In an era of Glassdoor reviews, Reddit threads, and recruiter DMs, the market keeps score even when companies don’t. The silence may be brief—but the brand damage lingers, multiplying quietly with each ghosted CV.

There’s no excuse for ghosting in 2025. With modern ATS platforms, templated rejections can be automated. With Slack or internal wikis, interview debriefs can be codified. And with a little hiring discipline, even “no” can feel like respect. Here’s what strategic operators are doing instead:

  • Assigning funnel ownership: Every candidate has a point of contact—even if it’s the same HR assistant for 300 applicants.
  • Standardizing feedback tiers: Not everyone gets bespoke feedback—but every candidate who completes an interview should hear back within 14 days, even if it’s templated.
  • Flagging ‘slow yes’ cases early: Communicate ambiguity. Tell candidates if hiring will be delayed due to internal constraints.
  • Tracking closure rate: Just as you track time-to-hire, track time-to-closure. If 50% of candidates never get a reply, that’s an ops KPI failure.
  • Training hiring managers: Closing a loop is not a “nice-to-have.” It’s a reflection of how you treat accountability across your org.
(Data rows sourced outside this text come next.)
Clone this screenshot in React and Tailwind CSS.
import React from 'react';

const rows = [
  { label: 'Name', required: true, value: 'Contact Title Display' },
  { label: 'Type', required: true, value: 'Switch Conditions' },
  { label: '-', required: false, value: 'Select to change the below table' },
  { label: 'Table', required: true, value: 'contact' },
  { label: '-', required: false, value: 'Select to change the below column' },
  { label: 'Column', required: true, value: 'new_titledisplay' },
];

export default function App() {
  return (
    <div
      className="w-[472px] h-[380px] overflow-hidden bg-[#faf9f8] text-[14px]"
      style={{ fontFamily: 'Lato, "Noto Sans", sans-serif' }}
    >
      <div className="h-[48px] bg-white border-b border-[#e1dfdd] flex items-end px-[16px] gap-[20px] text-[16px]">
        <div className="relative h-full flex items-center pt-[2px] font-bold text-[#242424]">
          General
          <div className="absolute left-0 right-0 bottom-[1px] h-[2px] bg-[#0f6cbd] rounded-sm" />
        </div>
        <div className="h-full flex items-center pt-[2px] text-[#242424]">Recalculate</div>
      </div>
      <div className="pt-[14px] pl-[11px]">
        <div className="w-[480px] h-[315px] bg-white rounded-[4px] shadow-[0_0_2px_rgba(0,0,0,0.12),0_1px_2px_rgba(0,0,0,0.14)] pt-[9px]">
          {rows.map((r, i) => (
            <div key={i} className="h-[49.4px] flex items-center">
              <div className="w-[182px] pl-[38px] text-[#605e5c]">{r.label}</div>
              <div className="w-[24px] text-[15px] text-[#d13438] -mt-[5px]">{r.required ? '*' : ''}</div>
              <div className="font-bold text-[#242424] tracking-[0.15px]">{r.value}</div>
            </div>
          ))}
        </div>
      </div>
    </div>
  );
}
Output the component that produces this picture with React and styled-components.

Hiring is one of the few front-facing operational systems that touches both internal teams and external stakeholders. To ghost a candidate is to reveal a gap in your recruiting culture—and to waste the trust they invested. In the long run, the companies that thrive will not be the fastest to post job ads, but the most deliberate in how they close the loop.

Because talent now evaluates more than the offer. They evaluate the process. How they were treated during silence is remembered just as strongly as how they were onboarded—sometimes more so. Ghosting creates a reputational drag that’s invisible on your org chart but corrosive across your pipeline. And in today’s transparent labor market—where ex-candidates become future clients, partners, or competitors—reputation doesn’t fade. It follows.